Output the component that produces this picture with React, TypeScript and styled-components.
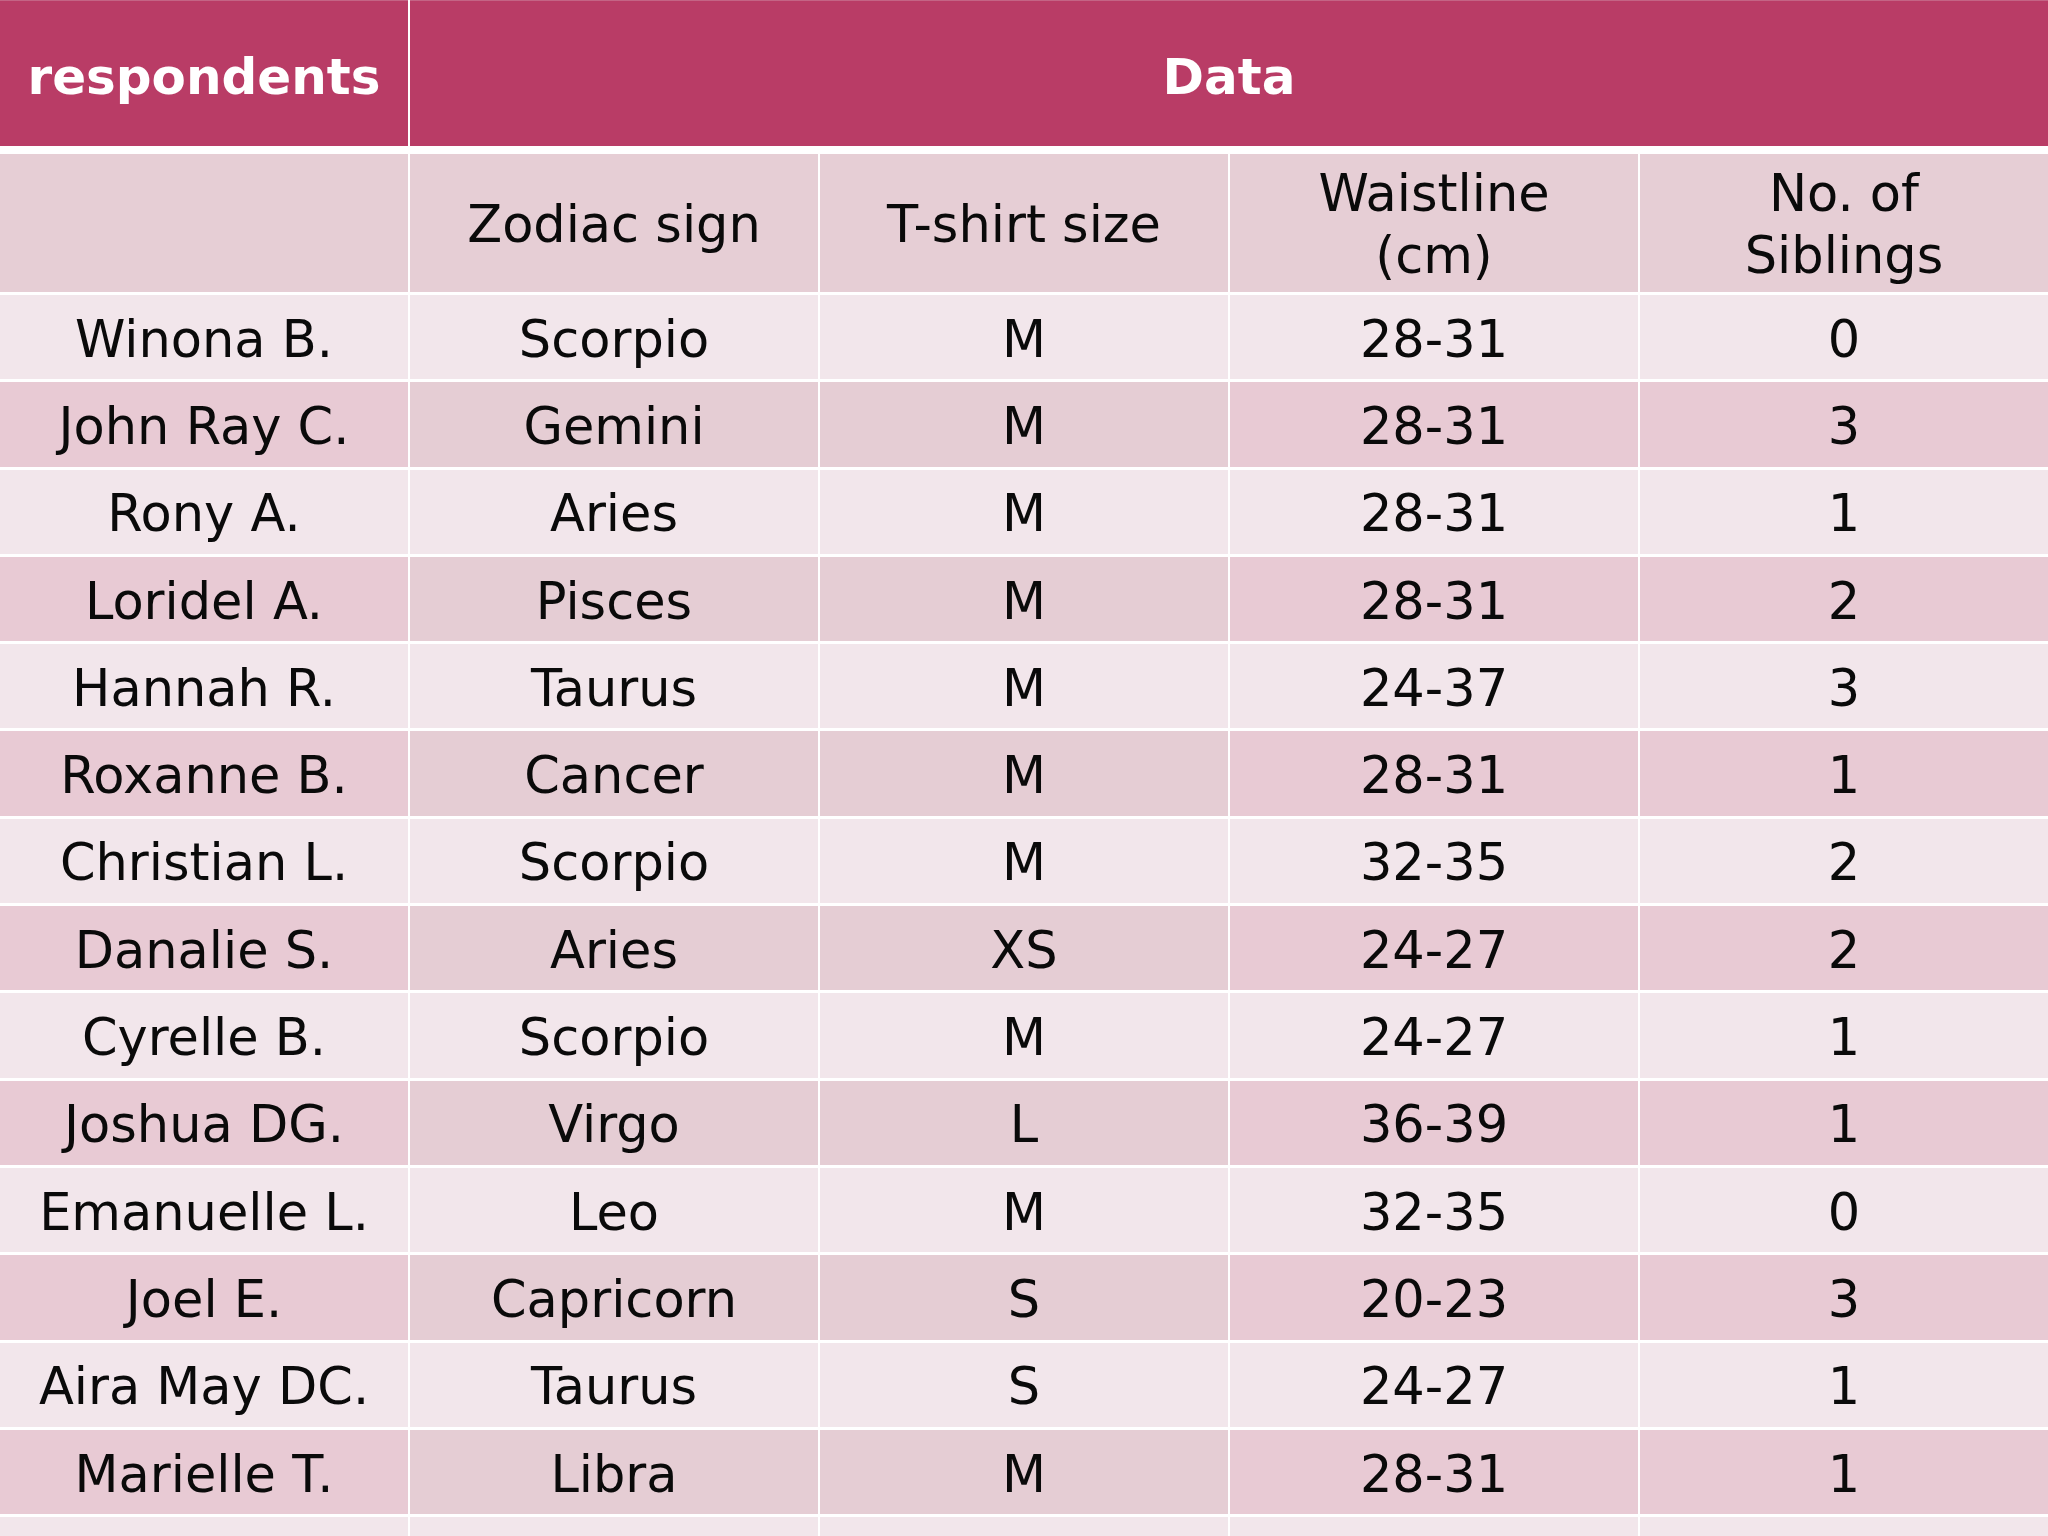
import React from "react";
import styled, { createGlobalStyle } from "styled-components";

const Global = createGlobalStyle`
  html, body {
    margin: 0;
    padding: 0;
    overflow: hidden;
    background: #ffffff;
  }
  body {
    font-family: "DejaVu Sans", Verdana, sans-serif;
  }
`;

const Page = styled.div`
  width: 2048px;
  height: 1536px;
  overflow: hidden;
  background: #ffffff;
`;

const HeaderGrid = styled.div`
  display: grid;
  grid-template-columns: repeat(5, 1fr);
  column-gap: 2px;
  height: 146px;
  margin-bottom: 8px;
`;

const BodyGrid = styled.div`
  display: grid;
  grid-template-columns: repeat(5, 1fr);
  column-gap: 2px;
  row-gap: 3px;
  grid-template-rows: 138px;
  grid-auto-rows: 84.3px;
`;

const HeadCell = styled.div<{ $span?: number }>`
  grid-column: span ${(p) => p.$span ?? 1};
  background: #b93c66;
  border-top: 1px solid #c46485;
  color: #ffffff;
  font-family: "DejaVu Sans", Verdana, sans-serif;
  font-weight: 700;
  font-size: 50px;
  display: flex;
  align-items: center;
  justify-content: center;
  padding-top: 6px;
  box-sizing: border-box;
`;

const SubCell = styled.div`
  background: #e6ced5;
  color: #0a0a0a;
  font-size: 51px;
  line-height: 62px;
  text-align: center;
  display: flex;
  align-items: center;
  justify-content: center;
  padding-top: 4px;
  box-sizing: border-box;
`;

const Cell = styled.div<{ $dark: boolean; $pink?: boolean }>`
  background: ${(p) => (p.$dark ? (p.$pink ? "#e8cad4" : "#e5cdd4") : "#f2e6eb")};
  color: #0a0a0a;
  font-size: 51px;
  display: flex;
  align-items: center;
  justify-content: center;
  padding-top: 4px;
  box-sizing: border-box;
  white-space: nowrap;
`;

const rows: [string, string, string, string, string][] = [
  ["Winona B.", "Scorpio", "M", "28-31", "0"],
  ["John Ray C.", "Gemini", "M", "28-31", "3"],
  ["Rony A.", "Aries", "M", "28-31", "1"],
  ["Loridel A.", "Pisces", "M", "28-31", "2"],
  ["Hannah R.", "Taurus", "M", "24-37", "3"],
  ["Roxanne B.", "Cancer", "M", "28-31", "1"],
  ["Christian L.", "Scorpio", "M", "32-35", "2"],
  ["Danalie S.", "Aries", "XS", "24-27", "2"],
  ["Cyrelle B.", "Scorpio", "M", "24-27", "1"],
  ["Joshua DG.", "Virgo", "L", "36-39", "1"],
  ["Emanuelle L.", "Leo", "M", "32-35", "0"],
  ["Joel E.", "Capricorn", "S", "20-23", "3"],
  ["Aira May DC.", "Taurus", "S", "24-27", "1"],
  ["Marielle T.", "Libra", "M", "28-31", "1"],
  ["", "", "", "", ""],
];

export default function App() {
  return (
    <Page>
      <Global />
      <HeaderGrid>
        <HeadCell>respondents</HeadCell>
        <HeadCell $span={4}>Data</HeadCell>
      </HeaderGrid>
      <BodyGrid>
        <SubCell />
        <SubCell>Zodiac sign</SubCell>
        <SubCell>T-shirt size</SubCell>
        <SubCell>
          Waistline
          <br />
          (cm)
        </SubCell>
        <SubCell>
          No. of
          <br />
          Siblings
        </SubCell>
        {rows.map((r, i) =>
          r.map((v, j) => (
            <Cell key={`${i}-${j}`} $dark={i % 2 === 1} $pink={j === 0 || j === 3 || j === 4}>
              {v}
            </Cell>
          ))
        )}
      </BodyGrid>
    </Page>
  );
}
● ● ● ● ●
Copy the listing over exactly, skipping the pictures it holds.

Output the component that produces this picture with React, TypeScript and styled-components.
import React from "react";
import styled, { createGlobalStyle } from "styled-components";

const Global = createGlobalStyle`
  html, body {
    margin: 0;
    padding: 0;
    overflow: hidden;
    background: #ffffff;
  }
  body {
    font-family: "DejaVu Sans", Verdana, sans-serif;
  }
`;

const Page = styled.div`
  width: 2048px;
  height: 1536px;
  overflow: hidden;
  background: #ffffff;
`;

const HeaderGrid = styled.div`
  display: grid;
  grid-template-columns: repeat(5, 1fr);
  column-gap: 2px;
  height: 146px;
  margin-bottom: 8px;
`;

const BodyGrid = styled.div`
  display: grid;
  grid-template-columns: repeat(5, 1fr);
  column-gap: 2px;
  row-gap: 3px;
  grid-template-rows: 138px;
  grid-auto-rows: 84.3px;
`;

const HeadCell = styled.div<{ $span?: number }>`
  grid-column: span ${(p) => p.$span ?? 1};
  background: #b93c66;
  border-top: 1px solid #c46485;
  color: #ffffff;
  font-family: "DejaVu Sans", Verdana, sans-serif;
  font-weight: 700;
  font-size: 50px;
  display: flex;
  align-items: center;
  justify-content: center;
  padding-top: 6px;
  box-sizing: border-box;
`;

const SubCell = styled.div`
  background: #e6ced5;
  color: #0a0a0a;
  font-size: 51px;
  line-height: 62px;
  text-align: center;
  display: flex;
  align-items: center;
  justify-content: center;
  padding-top: 4px;
  box-sizing: border-box;
`;

const Cell = styled.div<{ $dark: boolean; $pink?: boolean }>`
  background: ${(p) => (p.$dark ? (p.$pink ? "#e8cad4" : "#e5cdd4") : "#f2e6eb")};
  color: #0a0a0a;
  font-size: 51px;
  display: flex;
  align-items: center;
  justify-content: center;
  padding-top: 4px;
  box-sizing: border-box;
  white-space: nowrap;
`;

const rows: [string, string, string, string, string][] = [
  ["Winona B.", "Scorpio", "M", "28-31", "0"],
  ["John Ray C.", "Gemini", "M", "28-31", "3"],
  ["Rony A.", "Aries", "M", "28-31", "1"],
  ["Loridel A.", "Pisces", "M", "28-31", "2"],
  ["Hannah R.", "Taurus", "M", "24-37", "3"],
  ["Roxanne B.", "Cancer", "M", "28-31", "1"],
  ["Christian L.", "Scorpio", "M", "32-35", "2"],
  ["Danalie S.", "Aries", "XS", "24-27", "2"],
  ["Cyrelle B.", "Scorpio", "M", "24-27", "1"],
  ["Joshua DG.", "Virgo", "L", "36-39", "1"],
  ["Emanuelle L.", "Leo", "M", "32-35", "0"],
  ["Joel E.", "Capricorn", "S", "20-23", "3"],
  ["Aira May DC.", "Taurus", "S", "24-27", "1"],
  ["Marielle T.", "Libra", "M", "28-31", "1"],
  ["", "", "", "", ""],
];

export default function App() {
  return (
    <Page>
      <Global />
      <HeaderGrid>
        <HeadCell>respondents</HeadCell>
        <HeadCell $span={4}>Data</HeadCell>
      </HeaderGrid>
      <BodyGrid>
        <SubCell />
        <SubCell>Zodiac sign</SubCell>
        <SubCell>T-shirt size</SubCell>
        <SubCell>
          Waistline
          <br />
          (cm)
        </SubCell>
        <SubCell>
          No. of
          <br />
          Siblings
        </SubCell>
        {rows.map((r, i) =>
          r.map((v, j) => (
            <Cell key={`${i}-${j}`} $dark={i % 2 === 1} $pink={j === 0 || j === 3 || j === 4}>
              {v}
            </Cell>
          ))
        )}
      </BodyGrid>
    </Page>
  );
}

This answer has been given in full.